By Chris Lewis | Aug. 20, 2020
A resident’s request to speak to council saw some lengthy discussion among Carbonear councillors last week.
Town Clerk Cathy Somers brought up the matter at the August 11 meeting. Unclear as to how council wanted to address it, she asked Mayor Frank Butt to clarify whether the resident’s request would be accommodated at a council committee, or with council as a whole.
Mayor Butt, under the impression that the resident was hoping to speak to council at a regular council meeting, suggested the resident do just that. Somers explained the protocol in these situations is to first bring the concern to the appropriate committee, but that it was well within council’s power to simply allot time in an upcoming meeting for the resident to speak.
“I’m fine with it going right to council, if the resident in question wants to speak,” Butt said.
Councillor Ray Noel, however, argued that is not the standard procedure and that in the past they have redirected residents to the applicable committee. From there, the committee would bring some suggestions back to council.
Councillor Danielle Doyle voiced her support for this approach as well.
But councillor David Kennedy said that by speaking at a committee meeting, residents’ voices and concerns would not be made public – something that some of them want.
“Not everybody wants to speak at a committee meeting, some people just want to voice their concerns and make sure that their issue is being tended to,” he said. “In some cases, people want to speak at a council meeting for no other reason than to know they’re speaking at a public meeting … The idea is to make sure that council has enough time to react and research the issue being brought forward… If you do that at a public meeting (we) might not be able to answer their question.

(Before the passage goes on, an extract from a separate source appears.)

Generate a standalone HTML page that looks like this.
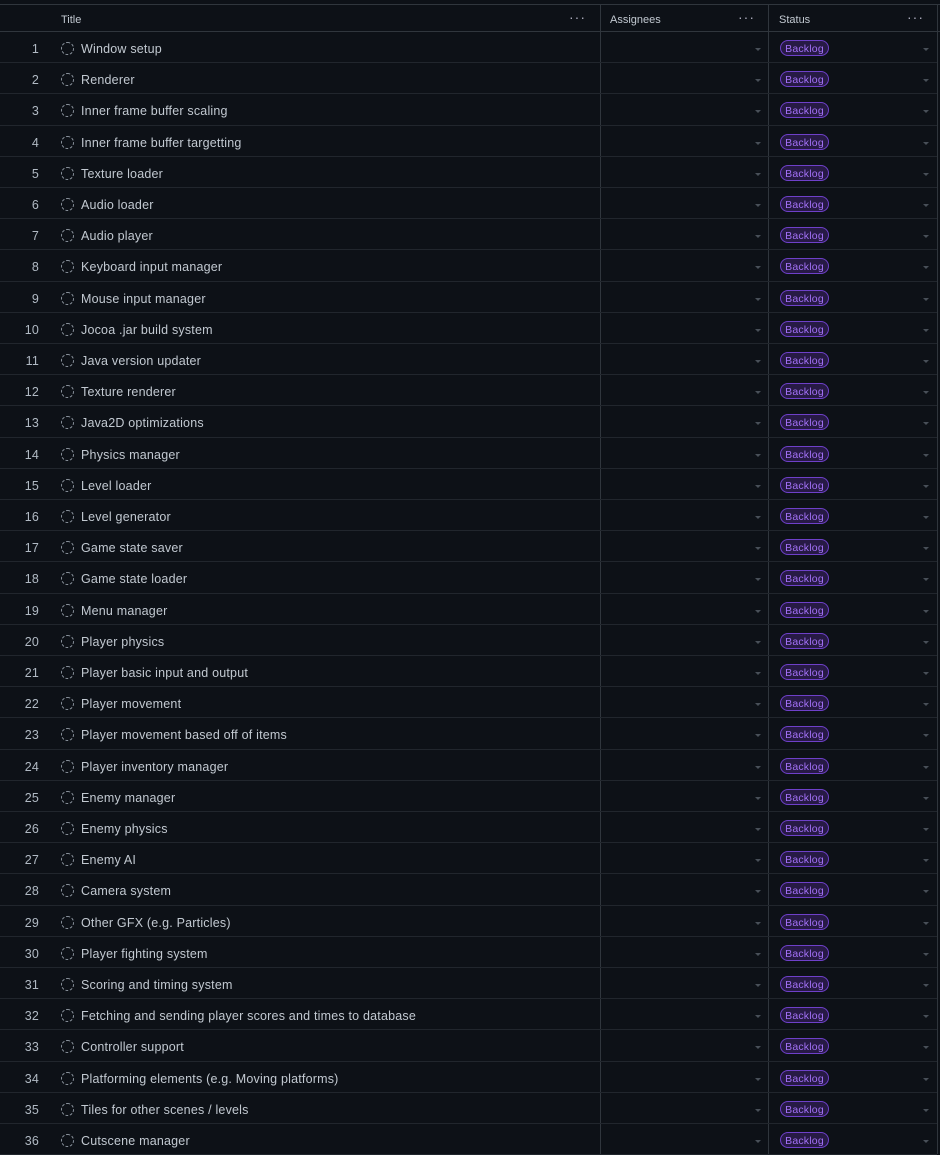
<!DOCTYPE html>
<html><head><meta charset="utf-8"><style>
body{margin:0;width:940px;height:1154px;background:#0d1117;overflow:hidden;font-family:"Liberation Sans",sans-serif;color:#c2c9d1;position:relative}
.top{position:absolute;left:0;top:4px;width:940px;height:1px;background:#30363d}
.hdr{position:absolute;left:0;top:5px;width:940px;height:26px;border-bottom:1px solid #30363d;font-size:11px;color:#c2c9d1}
.hdr span{position:absolute;top:9px}
.hdr .dots{position:absolute;top:4px;font-size:14px;color:#aab;letter-spacing:1px}
.vl{position:absolute;top:5px;bottom:0;width:1px;background:#30363d}
.row{position:absolute;left:0;width:937px;height:31.2px;border-bottom:1px solid #21262d;box-sizing:border-box;font-size:12.5px;letter-spacing:0.2px}
.n{position:absolute;right:898px;top:10px;color:#b1bac4}
.c{position:absolute;left:61px;top:10px;width:11px;height:11px;border:1.3px dashed #8b949e;border-radius:50%}
.t{position:absolute;left:81px;top:10px}
.b{position:absolute;left:780px;top:8px;width:49px;height:16px;border:1px solid #6e40c9;background:#271a45;border-radius:9px;box-sizing:border-box;font-size:10.5px;color:#a371f7;text-align:center;line-height:16px}
.a1,.a2{position:absolute;top:16px;width:0;height:0;border-left:3px solid transparent;border-right:3px solid transparent;border-top:3px solid #484f58}
.a1{left:755px}.a2{left:923px}
</style></head><body>
<div class="top"></div>
<div class="hdr"><span style="left:61px">Title</span><span class="dots" style="left:569px">···</span><span style="left:610px">Assignees</span><span class="dots" style="left:738px">···</span><span style="left:779px">Status</span><span class="dots" style="left:907px">···</span></div>
<div class="vl" style="left:600px"></div><div class="vl" style="left:768px"></div><div class="vl" style="left:937px"></div>
<div class="row" style="top:32.0px"><span class="n">1</span><i class="c"></i><span class="t">Window setup</span><i class="a1"></i><span class="b">Backlog</span><i class="a2"></i></div>
<div class="row" style="top:63.2px"><span class="n">2</span><i class="c"></i><span class="t">Renderer</span><i class="a1"></i><span class="b">Backlog</span><i class="a2"></i></div>
<div class="row" style="top:94.4px"><span class="n">3</span><i class="c"></i><span class="t">Inner frame buffer scaling</span><i class="a1"></i><span class="b">Backlog</span><i class="a2"></i></div>
<div class="row" style="top:125.6px"><span class="n">4</span><i class="c"></i><span class="t">Inner frame buffer targetting</span><i class="a1"></i><span class="b">Backlog</span><i class="a2"></i></div>
<div class="row" style="top:156.8px"><span class="n">5</span><i class="c"></i><span class="t">Texture loader</span><i class="a1"></i><span class="b">Backlog</span><i class="a2"></i></div>
<div class="row" style="top:188.0px"><span class="n">6</span><i class="c"></i><span class="t">Audio loader</span><i class="a1"></i><span class="b">Backlog</span><i class="a2"></i></div>
<div class="row" style="top:219.2px"><span class="n">7</span><i class="c"></i><span class="t">Audio player</span><i class="a1"></i><span class="b">Backlog</span><i class="a2"></i></div>
<div class="row" style="top:250.4px"><span class="n">8</span><i class="c"></i><span class="t">Keyboard input manager</span><i class="a1"></i><span class="b">Backlog</span><i class="a2"></i></div>
<div class="row" style="top:281.6px"><span class="n">9</span><i class="c"></i><span class="t">Mouse input manager</span><i class="a1"></i><span class="b">Backlog</span><i class="a2"></i></div>
<div class="row" style="top:312.8px"><span class="n">10</span><i class="c"></i><span class="t">Jocoa .jar build system</span><i class="a1"></i><span class="b">Backlog</span><i class="a2"></i></div>
<div class="row" style="top:344.0px"><span class="n">11</span><i class="c"></i><span class="t">Java version updater</span><i class="a1"></i><span class="b">Backlog</span><i class="a2"></i></div>
<div class="row" style="top:375.2px"><span class="n">12</span><i class="c"></i><span class="t">Texture renderer</span><i class="a1"></i><span class="b">Backlog</span><i class="a2"></i></div>
<div class="row" style="top:406.4px"><span class="n">13</span><i class="c"></i><span class="t">Java2D optimizations</span><i class="a1"></i><span class="b">Backlog</span><i class="a2"></i></div>
<div class="row" style="top:437.6px"><span class="n">14</span><i class="c"></i><span class="t">Physics manager</span><i class="a1"></i><span class="b">Backlog</span><i class="a2"></i></div>
<div class="row" style="top:468.8px"><span class="n">15</span><i class="c"></i><span class="t">Level loader</span><i class="a1"></i><span class="b">Backlog</span><i class="a2"></i></div>
<div class="row" style="top:500.0px"><span class="n">16</span><i class="c"></i><span class="t">Level generator</span><i class="a1"></i><span class="b">Backlog</span><i class="a2"></i></div>
<div class="row" style="top:531.2px"><span class="n">17</span><i class="c"></i><span class="t">Game state saver</span><i class="a1"></i><span class="b">Backlog</span><i class="a2"></i></div>
<div class="row" style="top:562.4px"><span class="n">18</span><i class="c"></i><span class="t">Game state loader</span><i class="a1"></i><span class="b">Backlog</span><i class="a2"></i></div>
<div class="row" style="top:593.6px"><span class="n">19</span><i class="c"></i><span class="t">Menu manager</span><i class="a1"></i><span class="b">Backlog</span><i class="a2"></i></div>
<div class="row" style="top:624.8px"><span class="n">20</span><i class="c"></i><span class="t">Player physics</span><i class="a1"></i><span class="b">Backlog</span><i class="a2"></i></div>
<div class="row" style="top:656.0px"><span class="n">21</span><i class="c"></i><span class="t">Player basic input and output</span><i class="a1"></i><span class="b">Backlog</span><i class="a2"></i></div>
<div class="row" style="top:687.2px"><span class="n">22</span><i class="c"></i><span class="t">Player movement</span><i class="a1"></i><span class="b">Backlog</span><i class="a2"></i></div>
<div class="row" style="top:718.4px"><span class="n">23</span><i class="c"></i><span class="t">Player movement based off of items</span><i class="a1"></i><span class="b">Backlog</span><i class="a2"></i></div>
<div class="row" style="top:749.6px"><span class="n">24</span><i class="c"></i><span class="t">Player inventory manager</span><i class="a1"></i><span class="b">Backlog</span><i class="a2"></i></div>
<div class="row" style="top:780.8px"><span class="n">25</span><i class="c"></i><span class="t">Enemy manager</span><i class="a1"></i><span class="b">Backlog</span><i class="a2"></i></div>
<div class="row" style="top:812.0px"><span class="n">26</span><i class="c"></i><span class="t">Enemy physics</span><i class="a1"></i><span class="b">Backlog</span><i class="a2"></i></div>
<div class="row" style="top:843.2px"><span class="n">27</span><i class="c"></i><span class="t">Enemy AI</span><i class="a1"></i><span class="b">Backlog</span><i class="a2"></i></div>
<div class="row" style="top:874.4px"><span class="n">28</span><i class="c"></i><span class="t">Camera system</span><i class="a1"></i><span class="b">Backlog</span><i class="a2"></i></div>
<div class="row" style="top:905.6px"><span class="n">29</span><i class="c"></i><span class="t">Other GFX (e.g. Particles)</span><i class="a1"></i><span class="b">Backlog</span><i class="a2"></i></div>
<div class="row" style="top:936.8px"><span class="n">30</span><i class="c"></i><span class="t">Player fighting system</span><i class="a1"></i><span class="b">Backlog</span><i class="a2"></i></div>
<div class="row" style="top:968.0px"><span class="n">31</span><i class="c"></i><span class="t">Scoring and timing system</span><i class="a1"></i><span class="b">Backlog</span><i class="a2"></i></div>
<div class="row" style="top:999.2px"><span class="n">32</span><i class="c"></i><span class="t">Fetching and sending player scores and times to database</span><i class="a1"></i><span class="b">Backlog</span><i class="a2"></i></div>
<div class="row" style="top:1030.4px"><span class="n">33</span><i class="c"></i><span class="t">Controller support</span><i class="a1"></i><span class="b">Backlog</span><i class="a2"></i></div>
<div class="row" style="top:1061.6px"><span class="n">34</span><i class="c"></i><span class="t">Platforming elements (e.g. Moving platforms)</span><i class="a1"></i><span class="b">Backlog</span><i class="a2"></i></div>
<div class="row" style="top:1092.8px"><span class="n">35</span><i class="c"></i><span class="t">Tiles for other scenes / levels</span><i class="a1"></i><span class="b">Backlog</span><i class="a2"></i></div>
<div class="row" style="top:1124.0px"><span class="n">36</span><i class="c"></i><span class="t">Cutscene manager</span><i class="a1"></i><span class="b">Backlog</span><i class="a2"></i></div>
</body></html>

Depending on the issue.”
Doyle suggested that if a resident does not want to speak at a committee meeting, the town could hold a separate meeting where the resident would be able to meet with and speak to each of the members of council in private.
“We have policy and procedures in place for a reason, and I think that’s setting precedent,” she said.
“Just so we know, he is entitled to speak at a regular council meeting as well,” added Butt.
Kennedy said that it basically boiled down to the resident’s preferences. By speaking at a committee meeting, he noted residents will be able to speak more casually and possibly have their concerns addressed through a dialogue. That dialogue, he argued, would not be there at a public council meeting.
“The most constructive way, really, is a committee meeting. Then, if it needs to go to council, I don’t see any issue with that. But just because someone has a right to speak does not mean there will be a dialogue taking place, which is pretty much a waste of that person’s time,” Kennedy said.
Somers said she would relay all of this to the resident in question and try to arrange a meeting that best suited that person’s particular wants.